DESCRIPTION OF THE TASK — The listing below begins with the first line you should copy; stop after the line containing "let active = $state(2);", and drop every picture.

INFORMATION SHOWN —
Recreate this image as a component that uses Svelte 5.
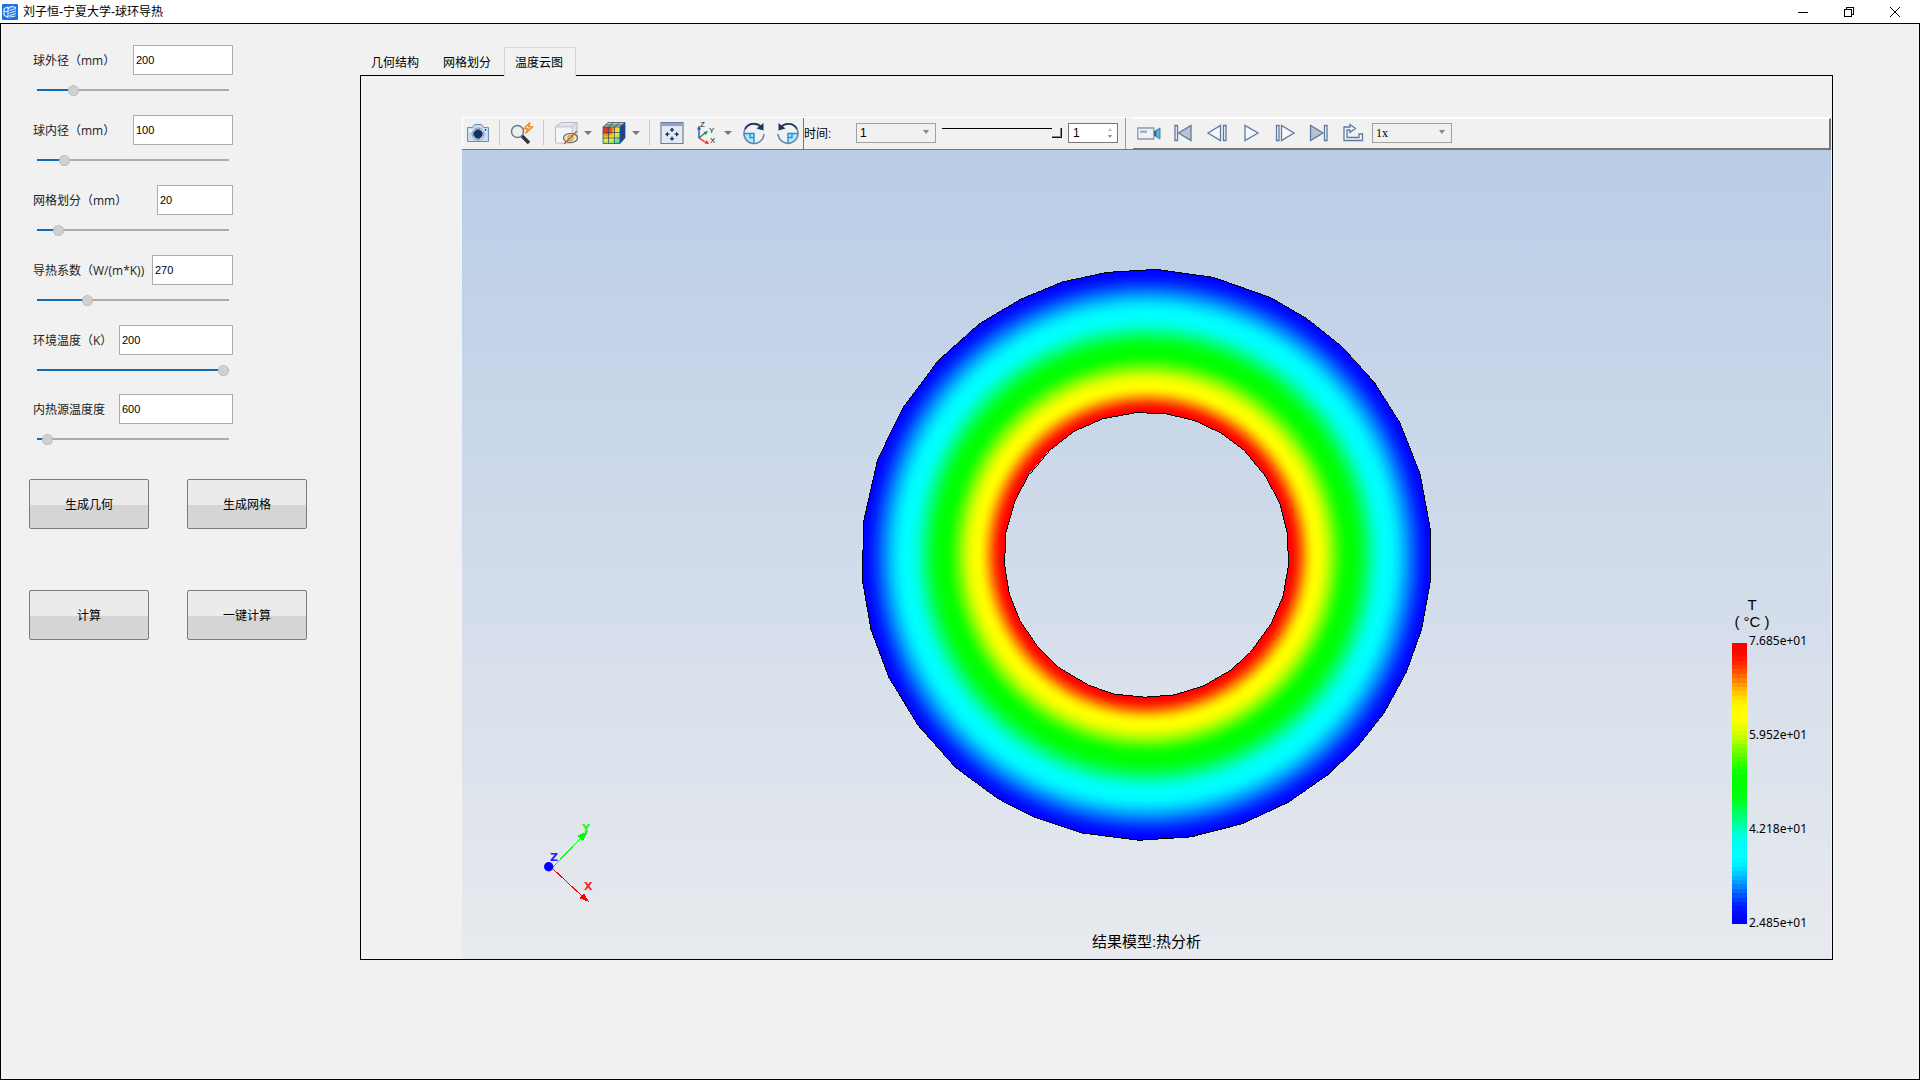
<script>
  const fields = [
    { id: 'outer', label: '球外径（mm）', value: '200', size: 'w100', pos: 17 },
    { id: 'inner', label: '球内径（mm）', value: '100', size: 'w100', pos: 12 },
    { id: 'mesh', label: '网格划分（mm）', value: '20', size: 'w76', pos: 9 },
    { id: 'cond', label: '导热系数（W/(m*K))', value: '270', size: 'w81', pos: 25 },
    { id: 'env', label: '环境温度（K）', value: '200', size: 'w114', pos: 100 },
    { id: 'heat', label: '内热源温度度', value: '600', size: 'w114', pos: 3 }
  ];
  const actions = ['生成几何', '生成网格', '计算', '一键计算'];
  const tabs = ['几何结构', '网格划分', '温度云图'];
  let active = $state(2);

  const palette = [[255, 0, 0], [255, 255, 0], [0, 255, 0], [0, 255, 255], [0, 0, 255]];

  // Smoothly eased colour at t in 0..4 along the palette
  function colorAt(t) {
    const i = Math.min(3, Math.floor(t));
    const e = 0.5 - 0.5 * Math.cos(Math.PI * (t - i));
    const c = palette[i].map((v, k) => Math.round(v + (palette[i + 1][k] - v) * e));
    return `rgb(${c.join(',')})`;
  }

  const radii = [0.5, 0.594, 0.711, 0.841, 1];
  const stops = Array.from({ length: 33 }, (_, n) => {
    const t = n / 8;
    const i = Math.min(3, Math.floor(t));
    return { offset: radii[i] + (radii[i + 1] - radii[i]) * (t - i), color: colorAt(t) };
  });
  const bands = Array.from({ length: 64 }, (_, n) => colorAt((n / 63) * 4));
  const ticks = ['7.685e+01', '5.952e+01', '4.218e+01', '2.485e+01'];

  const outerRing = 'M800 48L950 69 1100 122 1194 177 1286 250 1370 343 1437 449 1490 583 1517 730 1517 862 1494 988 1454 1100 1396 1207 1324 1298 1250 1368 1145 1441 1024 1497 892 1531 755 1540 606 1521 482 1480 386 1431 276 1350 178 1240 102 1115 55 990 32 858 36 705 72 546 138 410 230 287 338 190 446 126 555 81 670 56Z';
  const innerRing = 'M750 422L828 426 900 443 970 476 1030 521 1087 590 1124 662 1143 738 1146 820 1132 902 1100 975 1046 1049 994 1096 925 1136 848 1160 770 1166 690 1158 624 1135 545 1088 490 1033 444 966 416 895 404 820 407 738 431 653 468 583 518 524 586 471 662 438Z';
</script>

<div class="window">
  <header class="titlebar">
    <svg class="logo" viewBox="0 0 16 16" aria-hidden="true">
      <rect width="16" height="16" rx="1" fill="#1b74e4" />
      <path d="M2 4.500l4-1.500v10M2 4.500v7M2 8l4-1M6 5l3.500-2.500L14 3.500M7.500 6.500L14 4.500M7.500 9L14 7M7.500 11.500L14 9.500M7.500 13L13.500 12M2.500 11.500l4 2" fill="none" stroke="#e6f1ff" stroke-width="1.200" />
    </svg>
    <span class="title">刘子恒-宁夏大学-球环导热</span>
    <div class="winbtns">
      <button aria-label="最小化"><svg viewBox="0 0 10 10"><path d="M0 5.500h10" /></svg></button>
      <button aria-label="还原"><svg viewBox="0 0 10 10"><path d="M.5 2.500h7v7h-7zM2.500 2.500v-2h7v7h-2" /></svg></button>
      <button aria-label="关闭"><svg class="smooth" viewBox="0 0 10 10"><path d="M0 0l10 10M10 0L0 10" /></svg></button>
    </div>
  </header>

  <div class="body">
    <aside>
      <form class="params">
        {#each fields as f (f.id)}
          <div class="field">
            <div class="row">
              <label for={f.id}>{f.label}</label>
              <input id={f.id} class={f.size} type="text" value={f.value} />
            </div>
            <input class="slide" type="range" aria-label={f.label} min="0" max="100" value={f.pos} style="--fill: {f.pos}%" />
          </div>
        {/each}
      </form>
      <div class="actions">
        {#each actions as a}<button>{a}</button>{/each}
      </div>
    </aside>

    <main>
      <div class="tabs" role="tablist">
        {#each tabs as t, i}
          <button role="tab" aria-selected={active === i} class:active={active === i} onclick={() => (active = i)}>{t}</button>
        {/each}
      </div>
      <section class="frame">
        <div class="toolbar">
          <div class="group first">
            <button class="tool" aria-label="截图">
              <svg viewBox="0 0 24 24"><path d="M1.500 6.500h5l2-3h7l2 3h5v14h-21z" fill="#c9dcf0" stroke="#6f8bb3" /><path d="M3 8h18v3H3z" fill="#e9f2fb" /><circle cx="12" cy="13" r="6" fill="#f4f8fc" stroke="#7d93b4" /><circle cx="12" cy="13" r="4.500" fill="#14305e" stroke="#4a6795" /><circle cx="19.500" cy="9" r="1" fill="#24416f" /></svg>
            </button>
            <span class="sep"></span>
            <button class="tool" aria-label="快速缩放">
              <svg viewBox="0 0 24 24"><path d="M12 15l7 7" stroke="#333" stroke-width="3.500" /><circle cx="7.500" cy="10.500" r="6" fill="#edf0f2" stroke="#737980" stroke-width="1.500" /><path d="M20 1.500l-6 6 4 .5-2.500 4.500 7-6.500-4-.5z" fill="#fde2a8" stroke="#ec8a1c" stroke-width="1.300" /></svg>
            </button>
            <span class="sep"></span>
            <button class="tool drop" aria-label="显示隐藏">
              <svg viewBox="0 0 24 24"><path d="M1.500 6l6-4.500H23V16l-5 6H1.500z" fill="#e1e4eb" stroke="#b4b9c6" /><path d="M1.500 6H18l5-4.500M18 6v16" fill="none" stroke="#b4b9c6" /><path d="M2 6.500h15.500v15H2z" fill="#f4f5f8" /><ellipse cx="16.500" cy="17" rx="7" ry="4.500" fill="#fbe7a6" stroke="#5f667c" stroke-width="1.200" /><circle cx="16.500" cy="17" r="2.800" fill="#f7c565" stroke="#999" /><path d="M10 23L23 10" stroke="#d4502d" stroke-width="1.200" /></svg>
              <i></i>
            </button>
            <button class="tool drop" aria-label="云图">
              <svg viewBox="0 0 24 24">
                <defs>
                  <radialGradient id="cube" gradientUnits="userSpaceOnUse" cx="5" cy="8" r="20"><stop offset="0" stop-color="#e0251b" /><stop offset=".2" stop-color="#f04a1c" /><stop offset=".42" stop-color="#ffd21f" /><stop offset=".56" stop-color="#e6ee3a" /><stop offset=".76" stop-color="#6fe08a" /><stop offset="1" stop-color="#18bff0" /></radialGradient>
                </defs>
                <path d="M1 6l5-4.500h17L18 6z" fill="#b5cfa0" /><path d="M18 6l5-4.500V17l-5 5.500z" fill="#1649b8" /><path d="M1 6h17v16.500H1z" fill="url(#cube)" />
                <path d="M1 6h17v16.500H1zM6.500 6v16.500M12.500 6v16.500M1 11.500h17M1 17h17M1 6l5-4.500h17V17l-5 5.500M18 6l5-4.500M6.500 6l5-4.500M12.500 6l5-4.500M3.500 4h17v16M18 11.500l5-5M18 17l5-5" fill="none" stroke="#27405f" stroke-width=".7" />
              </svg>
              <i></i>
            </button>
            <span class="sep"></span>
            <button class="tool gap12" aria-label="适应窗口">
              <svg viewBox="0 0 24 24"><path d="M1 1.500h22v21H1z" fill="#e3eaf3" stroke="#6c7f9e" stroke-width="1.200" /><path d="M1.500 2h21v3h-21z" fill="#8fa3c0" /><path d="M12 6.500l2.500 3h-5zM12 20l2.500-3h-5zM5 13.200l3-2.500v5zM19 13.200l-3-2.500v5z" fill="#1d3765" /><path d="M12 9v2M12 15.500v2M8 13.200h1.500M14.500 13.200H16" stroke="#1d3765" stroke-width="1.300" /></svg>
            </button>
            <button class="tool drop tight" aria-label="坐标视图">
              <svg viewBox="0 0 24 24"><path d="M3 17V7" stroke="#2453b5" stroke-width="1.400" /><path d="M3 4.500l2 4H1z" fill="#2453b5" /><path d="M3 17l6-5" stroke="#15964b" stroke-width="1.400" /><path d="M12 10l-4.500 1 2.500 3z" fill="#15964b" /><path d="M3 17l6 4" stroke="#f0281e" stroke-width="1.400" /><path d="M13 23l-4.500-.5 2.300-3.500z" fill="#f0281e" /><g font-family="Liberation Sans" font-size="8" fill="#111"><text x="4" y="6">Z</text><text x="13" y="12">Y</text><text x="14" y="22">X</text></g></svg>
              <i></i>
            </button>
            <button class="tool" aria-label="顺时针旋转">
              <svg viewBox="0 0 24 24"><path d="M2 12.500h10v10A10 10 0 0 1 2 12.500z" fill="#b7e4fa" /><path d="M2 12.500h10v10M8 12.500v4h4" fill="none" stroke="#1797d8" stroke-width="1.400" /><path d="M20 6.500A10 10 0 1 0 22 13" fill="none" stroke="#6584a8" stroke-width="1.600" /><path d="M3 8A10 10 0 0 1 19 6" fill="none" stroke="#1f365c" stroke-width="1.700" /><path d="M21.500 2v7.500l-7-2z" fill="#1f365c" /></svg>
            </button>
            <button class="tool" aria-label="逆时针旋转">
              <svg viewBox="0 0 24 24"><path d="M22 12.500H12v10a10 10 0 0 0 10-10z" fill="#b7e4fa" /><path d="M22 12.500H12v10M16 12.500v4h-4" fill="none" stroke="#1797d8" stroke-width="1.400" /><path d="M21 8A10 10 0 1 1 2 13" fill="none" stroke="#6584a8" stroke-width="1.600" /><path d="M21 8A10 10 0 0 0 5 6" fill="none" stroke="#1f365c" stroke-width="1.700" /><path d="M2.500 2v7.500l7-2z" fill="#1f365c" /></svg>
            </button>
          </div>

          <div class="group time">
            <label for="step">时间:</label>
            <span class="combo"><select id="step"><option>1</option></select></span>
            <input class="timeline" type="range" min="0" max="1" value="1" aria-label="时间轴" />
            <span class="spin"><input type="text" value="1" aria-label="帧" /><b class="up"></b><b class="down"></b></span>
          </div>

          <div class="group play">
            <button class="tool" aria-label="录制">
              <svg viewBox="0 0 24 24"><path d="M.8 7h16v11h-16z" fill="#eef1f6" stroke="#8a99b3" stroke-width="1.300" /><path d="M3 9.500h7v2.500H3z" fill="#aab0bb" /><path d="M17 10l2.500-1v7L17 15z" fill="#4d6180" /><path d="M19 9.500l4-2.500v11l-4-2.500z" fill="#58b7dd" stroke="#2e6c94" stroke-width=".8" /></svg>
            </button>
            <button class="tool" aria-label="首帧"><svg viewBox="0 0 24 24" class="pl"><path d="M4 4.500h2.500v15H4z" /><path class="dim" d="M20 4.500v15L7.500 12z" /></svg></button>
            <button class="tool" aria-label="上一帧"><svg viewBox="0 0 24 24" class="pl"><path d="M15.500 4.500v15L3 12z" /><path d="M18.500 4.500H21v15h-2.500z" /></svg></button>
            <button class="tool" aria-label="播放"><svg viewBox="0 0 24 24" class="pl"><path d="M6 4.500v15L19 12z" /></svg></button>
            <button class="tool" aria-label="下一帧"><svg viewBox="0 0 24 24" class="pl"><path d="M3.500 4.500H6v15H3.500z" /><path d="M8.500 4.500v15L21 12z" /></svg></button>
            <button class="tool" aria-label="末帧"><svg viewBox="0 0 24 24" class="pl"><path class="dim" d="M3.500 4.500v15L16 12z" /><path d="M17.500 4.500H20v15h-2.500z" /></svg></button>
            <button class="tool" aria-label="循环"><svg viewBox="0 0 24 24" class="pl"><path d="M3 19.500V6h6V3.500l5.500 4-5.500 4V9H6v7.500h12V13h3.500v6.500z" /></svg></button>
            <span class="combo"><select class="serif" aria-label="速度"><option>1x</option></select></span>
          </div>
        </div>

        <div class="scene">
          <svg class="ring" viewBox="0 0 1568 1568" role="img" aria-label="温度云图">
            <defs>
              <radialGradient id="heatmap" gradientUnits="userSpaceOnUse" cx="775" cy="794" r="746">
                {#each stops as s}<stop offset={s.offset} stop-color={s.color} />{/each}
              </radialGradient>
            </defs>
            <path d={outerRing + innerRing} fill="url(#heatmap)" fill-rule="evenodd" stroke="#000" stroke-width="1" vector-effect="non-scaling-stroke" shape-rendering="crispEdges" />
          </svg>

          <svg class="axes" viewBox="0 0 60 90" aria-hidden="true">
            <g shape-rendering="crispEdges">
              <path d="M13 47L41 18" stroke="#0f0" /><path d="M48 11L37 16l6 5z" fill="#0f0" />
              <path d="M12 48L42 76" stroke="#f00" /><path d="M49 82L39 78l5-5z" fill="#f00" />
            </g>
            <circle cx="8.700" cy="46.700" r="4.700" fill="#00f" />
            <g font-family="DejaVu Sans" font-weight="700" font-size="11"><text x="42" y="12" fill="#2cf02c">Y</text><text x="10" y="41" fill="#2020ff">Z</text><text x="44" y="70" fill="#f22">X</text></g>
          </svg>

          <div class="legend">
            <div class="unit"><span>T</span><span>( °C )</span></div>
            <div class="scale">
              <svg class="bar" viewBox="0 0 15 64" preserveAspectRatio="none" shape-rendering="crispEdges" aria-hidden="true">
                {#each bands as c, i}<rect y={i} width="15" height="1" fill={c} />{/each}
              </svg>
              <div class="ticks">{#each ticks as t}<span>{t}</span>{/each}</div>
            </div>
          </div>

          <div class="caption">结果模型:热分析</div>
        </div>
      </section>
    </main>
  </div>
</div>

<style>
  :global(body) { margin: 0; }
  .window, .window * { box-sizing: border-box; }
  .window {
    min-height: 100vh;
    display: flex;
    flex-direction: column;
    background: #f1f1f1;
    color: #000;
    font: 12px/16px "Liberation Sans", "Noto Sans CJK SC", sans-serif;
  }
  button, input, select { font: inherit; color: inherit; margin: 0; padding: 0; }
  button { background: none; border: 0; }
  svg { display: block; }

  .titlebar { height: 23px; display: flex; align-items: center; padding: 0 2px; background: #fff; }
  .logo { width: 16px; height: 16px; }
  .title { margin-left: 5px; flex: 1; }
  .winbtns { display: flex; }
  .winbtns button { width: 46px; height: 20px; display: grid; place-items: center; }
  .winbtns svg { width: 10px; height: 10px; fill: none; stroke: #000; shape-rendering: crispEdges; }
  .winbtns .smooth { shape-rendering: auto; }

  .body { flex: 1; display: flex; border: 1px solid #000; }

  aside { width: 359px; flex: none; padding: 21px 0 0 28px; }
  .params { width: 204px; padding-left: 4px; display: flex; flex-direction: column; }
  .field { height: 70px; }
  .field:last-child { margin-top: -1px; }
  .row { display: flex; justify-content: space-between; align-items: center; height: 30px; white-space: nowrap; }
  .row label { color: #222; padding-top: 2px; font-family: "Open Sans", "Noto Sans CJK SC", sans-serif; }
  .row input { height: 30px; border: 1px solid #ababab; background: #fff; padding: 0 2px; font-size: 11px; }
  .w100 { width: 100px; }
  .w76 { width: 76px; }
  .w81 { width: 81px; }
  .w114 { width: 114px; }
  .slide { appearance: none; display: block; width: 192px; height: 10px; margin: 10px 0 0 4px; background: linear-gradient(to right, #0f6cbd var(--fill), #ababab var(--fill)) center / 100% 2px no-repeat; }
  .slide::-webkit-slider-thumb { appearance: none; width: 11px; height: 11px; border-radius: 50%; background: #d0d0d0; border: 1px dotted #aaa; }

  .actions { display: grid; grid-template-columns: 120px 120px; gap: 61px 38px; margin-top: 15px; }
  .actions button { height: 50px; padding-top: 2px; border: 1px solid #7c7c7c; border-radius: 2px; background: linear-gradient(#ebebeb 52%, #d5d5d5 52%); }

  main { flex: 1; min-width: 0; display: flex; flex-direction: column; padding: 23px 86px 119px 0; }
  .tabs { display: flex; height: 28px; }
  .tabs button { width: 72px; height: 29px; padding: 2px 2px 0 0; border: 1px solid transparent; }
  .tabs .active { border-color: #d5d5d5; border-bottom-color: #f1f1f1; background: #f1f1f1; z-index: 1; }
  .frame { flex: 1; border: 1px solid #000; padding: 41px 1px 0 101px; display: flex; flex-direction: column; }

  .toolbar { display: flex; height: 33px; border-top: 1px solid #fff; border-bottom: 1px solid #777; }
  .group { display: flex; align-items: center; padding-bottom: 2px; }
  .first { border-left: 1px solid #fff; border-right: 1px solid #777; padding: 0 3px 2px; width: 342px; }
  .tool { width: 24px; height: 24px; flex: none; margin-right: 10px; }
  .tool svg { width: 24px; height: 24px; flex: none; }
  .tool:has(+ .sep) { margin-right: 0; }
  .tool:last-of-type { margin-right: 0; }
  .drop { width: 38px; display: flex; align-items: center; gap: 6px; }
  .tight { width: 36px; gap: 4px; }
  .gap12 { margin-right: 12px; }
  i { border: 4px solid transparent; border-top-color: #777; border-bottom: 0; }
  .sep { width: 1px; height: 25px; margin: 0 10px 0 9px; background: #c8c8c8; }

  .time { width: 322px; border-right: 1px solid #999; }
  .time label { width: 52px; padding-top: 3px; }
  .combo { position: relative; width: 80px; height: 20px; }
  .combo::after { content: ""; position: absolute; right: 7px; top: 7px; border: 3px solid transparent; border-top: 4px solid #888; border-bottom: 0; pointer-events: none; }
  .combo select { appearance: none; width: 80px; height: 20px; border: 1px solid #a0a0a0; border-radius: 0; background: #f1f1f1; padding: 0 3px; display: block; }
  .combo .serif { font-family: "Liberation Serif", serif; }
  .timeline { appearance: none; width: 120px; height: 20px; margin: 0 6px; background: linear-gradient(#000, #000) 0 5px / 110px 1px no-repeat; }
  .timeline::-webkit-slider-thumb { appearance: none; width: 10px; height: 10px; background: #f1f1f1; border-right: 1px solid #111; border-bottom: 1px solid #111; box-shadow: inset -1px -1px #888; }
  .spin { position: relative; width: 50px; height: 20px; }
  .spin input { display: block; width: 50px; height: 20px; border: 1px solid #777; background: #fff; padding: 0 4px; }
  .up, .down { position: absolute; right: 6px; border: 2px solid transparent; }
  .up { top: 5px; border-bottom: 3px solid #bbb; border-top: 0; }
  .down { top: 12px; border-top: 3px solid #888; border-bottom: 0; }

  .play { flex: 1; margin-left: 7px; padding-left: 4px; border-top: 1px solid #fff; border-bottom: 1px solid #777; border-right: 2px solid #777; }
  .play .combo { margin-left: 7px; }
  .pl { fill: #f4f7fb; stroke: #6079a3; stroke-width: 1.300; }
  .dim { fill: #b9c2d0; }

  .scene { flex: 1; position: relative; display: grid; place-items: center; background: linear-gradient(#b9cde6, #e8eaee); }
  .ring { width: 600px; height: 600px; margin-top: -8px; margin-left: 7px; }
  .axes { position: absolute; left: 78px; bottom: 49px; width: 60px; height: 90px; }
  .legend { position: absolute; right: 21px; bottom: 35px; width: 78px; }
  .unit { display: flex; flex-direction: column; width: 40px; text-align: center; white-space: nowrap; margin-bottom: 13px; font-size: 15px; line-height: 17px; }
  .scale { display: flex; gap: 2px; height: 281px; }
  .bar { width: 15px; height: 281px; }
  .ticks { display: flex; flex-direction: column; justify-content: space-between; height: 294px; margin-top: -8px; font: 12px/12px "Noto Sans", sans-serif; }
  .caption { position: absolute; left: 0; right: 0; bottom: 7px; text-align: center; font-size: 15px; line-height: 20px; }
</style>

RESULT —
Recreate this image as a component that uses Svelte 5.
<script>
  const fields = [
    { id: 'outer', label: '球外径（mm）', value: '200', size: 'w100', pos: 17 },
    { id: 'inner', label: '球内径（mm）', value: '100', size: 'w100', pos: 12 },
    { id: 'mesh', label: '网格划分（mm）', value: '20', size: 'w76', pos: 9 },
    { id: 'cond', label: '导热系数（W/(m*K))', value: '270', size: 'w81', pos: 25 },
    { id: 'env', label: '环境温度（K）', value: '200', size: 'w114', pos: 100 },
    { id: 'heat', label: '内热源温度度', value: '600', size: 'w114', pos: 3 }
  ];
  const actions = ['生成几何', '生成网格', '计算', '一键计算'];
  const tabs = ['几何结构', '网格划分', '温度云图'];
  let active = $state(2);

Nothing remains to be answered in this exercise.